Gather all lines with the word "this" in them.

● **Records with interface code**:
■ ■ ■ ■ ■ ■ ■

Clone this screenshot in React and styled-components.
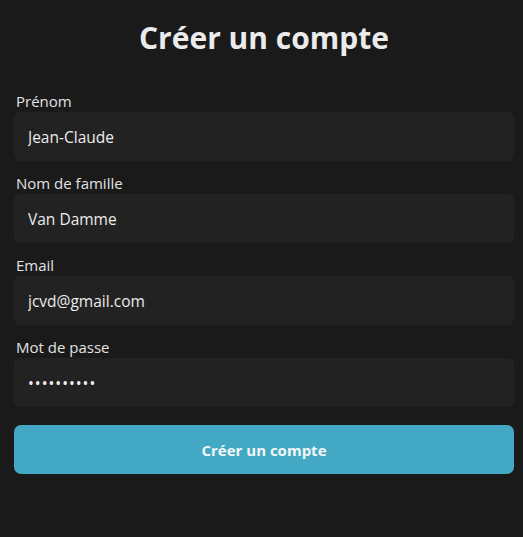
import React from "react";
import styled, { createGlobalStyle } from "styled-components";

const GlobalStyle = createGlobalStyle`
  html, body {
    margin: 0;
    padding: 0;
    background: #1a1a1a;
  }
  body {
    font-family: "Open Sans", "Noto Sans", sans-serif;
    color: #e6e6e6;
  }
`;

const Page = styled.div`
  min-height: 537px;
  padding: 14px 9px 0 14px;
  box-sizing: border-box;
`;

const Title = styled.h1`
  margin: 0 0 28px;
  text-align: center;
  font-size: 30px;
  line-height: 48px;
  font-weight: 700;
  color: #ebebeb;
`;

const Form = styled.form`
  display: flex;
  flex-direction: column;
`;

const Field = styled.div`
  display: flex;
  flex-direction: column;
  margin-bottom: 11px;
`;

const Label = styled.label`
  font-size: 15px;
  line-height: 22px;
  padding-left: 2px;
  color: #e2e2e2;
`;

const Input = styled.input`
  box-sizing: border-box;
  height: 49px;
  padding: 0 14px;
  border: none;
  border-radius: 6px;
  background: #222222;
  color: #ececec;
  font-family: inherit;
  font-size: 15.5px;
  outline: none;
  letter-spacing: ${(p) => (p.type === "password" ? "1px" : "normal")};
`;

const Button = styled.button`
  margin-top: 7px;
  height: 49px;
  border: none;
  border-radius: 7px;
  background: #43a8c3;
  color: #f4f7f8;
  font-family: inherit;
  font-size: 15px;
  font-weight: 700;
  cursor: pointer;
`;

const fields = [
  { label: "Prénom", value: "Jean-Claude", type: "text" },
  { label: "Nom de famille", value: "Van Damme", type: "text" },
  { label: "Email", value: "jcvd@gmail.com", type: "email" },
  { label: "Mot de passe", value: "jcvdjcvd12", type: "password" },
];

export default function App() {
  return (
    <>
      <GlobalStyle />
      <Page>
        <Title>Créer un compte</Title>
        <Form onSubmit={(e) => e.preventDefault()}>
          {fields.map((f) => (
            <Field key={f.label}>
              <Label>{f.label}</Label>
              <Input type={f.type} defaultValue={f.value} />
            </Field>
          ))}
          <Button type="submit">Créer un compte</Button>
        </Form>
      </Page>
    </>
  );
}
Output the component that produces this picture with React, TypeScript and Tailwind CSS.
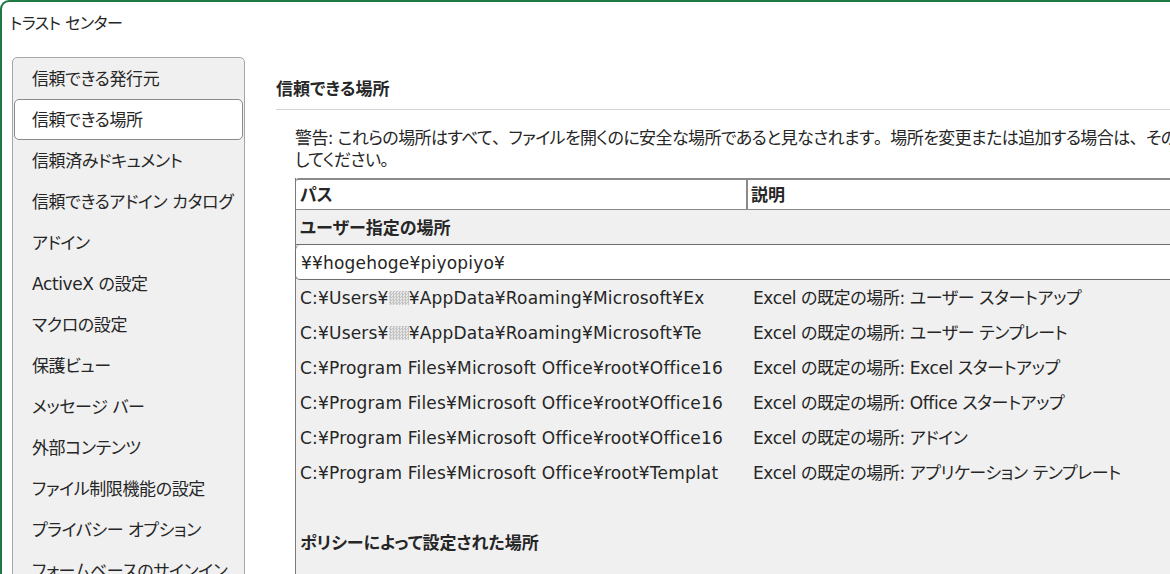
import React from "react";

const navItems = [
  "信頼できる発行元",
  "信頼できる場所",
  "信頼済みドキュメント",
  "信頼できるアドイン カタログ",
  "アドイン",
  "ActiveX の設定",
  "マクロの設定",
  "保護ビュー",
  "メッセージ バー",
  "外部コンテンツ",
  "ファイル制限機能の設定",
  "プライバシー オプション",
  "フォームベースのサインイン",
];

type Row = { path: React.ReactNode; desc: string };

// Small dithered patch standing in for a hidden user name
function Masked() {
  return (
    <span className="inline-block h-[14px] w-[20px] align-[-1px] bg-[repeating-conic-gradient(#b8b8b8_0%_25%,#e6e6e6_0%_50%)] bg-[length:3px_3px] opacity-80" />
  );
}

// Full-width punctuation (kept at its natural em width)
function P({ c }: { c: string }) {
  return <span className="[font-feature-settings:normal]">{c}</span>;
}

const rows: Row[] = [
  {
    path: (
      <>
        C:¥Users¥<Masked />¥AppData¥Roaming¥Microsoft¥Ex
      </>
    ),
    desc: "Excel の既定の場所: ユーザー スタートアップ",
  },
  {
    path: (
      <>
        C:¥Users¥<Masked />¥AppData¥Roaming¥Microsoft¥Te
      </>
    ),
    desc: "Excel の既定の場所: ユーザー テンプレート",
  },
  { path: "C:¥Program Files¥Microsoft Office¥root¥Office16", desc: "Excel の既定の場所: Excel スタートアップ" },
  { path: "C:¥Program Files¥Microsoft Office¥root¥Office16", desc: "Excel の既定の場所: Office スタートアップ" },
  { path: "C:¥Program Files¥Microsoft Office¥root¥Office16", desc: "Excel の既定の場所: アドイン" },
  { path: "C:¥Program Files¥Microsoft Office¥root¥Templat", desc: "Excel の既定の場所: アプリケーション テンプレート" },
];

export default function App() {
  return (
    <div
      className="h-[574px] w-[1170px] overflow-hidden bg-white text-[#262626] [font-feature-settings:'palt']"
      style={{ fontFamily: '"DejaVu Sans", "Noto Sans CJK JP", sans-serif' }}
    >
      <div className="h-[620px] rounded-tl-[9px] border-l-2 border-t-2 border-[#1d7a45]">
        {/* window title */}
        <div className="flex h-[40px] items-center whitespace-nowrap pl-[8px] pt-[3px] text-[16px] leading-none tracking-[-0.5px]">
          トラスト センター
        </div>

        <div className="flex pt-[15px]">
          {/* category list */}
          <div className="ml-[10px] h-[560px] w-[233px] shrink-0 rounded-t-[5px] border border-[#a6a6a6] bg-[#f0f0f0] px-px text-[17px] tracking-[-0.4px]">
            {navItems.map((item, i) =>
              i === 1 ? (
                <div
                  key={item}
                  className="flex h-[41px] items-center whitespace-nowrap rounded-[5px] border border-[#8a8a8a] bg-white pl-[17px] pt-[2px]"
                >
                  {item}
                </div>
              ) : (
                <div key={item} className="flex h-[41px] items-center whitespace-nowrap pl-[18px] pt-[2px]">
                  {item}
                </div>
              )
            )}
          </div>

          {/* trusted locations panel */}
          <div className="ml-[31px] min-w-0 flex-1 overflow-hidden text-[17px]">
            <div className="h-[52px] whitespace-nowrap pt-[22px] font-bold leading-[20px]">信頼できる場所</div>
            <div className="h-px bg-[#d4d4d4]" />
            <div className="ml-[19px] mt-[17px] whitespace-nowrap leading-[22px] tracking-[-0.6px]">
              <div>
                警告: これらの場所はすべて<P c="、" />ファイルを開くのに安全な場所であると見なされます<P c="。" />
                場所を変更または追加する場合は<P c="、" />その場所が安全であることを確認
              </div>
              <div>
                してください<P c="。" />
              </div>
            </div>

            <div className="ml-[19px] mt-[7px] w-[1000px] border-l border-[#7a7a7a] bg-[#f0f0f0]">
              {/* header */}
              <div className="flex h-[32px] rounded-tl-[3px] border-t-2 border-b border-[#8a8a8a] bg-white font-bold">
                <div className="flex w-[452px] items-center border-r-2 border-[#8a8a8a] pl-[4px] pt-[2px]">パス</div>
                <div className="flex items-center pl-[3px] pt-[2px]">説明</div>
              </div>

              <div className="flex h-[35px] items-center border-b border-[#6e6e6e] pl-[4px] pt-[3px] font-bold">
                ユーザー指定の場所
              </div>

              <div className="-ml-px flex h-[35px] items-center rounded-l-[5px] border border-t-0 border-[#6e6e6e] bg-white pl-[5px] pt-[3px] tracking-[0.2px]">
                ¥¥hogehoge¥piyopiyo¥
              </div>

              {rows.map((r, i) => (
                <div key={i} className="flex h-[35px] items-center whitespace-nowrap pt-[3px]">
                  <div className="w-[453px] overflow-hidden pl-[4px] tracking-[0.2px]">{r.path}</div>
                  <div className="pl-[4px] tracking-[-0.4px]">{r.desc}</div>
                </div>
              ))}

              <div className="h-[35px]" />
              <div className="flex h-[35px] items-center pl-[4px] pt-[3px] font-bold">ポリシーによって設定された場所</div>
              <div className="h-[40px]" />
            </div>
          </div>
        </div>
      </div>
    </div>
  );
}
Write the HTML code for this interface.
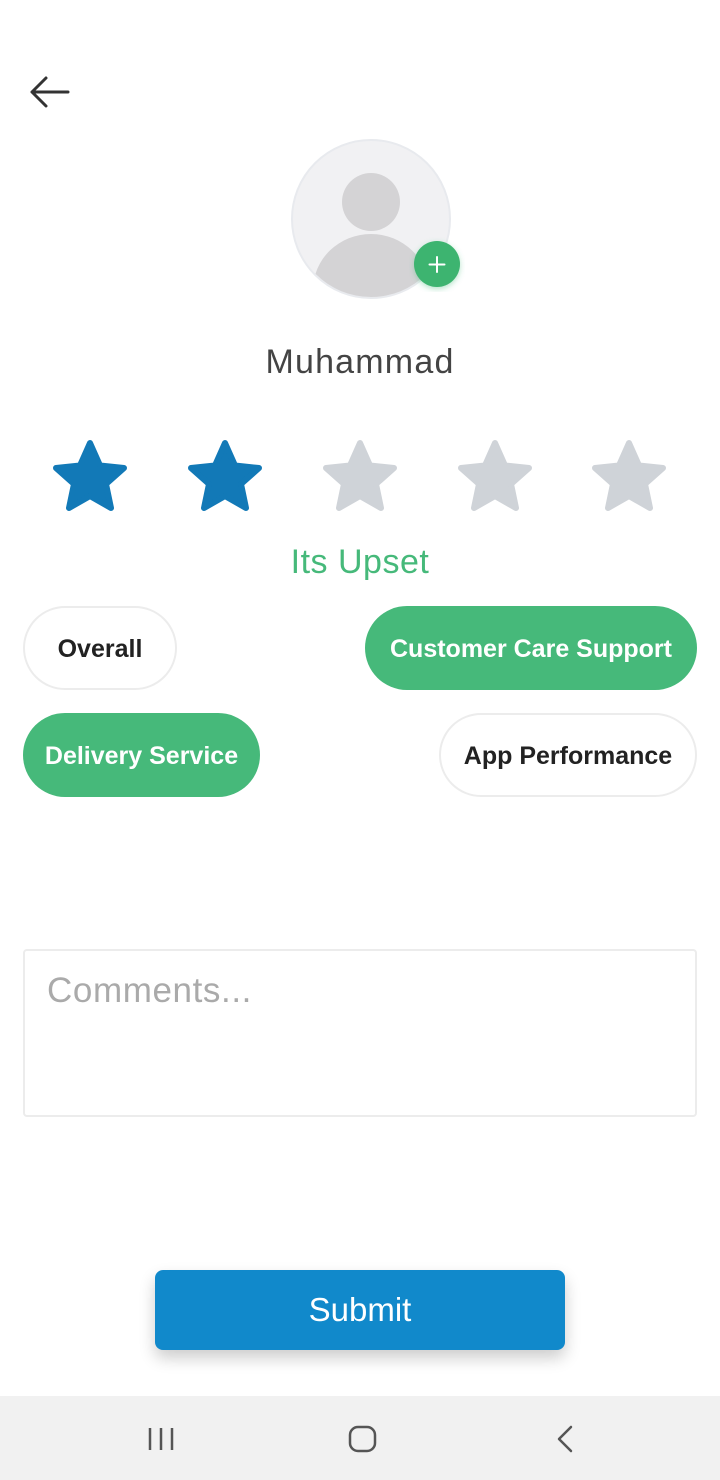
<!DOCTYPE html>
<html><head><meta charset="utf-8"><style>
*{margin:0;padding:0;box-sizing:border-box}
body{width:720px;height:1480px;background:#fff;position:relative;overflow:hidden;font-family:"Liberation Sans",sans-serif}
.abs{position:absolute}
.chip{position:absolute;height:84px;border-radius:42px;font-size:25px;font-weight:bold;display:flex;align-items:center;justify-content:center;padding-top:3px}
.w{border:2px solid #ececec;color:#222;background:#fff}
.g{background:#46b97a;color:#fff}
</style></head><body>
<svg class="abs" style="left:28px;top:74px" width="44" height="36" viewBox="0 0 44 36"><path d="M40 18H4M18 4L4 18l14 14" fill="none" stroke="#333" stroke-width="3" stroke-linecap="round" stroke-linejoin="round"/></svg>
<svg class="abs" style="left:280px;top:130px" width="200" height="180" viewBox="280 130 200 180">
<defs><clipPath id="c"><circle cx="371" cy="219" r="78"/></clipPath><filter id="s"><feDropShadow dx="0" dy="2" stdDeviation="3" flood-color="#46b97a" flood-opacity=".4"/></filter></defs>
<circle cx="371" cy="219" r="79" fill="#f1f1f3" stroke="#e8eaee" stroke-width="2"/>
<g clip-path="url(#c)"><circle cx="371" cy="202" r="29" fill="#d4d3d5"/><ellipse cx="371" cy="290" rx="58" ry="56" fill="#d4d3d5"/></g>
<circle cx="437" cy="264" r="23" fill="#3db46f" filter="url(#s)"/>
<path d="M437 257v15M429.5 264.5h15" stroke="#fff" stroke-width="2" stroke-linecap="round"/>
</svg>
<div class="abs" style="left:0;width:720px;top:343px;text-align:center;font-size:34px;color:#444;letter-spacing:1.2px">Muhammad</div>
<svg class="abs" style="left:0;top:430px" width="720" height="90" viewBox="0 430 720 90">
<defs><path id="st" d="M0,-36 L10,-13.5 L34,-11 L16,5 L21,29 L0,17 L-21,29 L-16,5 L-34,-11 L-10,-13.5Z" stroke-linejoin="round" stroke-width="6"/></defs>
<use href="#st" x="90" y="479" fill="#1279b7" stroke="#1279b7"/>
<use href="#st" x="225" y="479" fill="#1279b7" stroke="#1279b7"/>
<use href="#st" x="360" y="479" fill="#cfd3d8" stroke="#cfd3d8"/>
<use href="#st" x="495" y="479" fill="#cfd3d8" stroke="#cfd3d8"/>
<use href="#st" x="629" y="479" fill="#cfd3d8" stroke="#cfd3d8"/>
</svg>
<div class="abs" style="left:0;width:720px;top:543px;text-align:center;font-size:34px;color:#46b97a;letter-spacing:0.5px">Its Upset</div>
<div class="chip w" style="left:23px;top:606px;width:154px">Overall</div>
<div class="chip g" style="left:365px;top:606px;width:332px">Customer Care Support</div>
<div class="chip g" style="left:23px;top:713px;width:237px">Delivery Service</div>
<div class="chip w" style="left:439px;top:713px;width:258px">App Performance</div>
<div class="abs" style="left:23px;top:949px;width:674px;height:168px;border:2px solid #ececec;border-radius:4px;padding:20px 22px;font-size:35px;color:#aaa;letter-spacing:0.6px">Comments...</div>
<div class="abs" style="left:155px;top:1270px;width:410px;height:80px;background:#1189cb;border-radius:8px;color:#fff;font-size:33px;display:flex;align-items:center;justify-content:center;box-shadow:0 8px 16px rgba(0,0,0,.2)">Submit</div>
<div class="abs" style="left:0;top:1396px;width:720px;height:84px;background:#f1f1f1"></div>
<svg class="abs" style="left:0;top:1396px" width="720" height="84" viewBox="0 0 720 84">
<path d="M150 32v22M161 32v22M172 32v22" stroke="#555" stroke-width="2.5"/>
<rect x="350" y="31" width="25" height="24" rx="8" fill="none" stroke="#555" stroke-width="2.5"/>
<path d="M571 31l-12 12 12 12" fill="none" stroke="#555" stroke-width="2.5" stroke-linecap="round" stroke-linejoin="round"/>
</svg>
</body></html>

■ ■ ■ ■ ■ ■ ■

● **Exercise output**:
Clone this screenshot in React and styled-components.
Output the component that produces this picture with React, TypeScript and Tailwind CSS.
Write the HTML code for this interface.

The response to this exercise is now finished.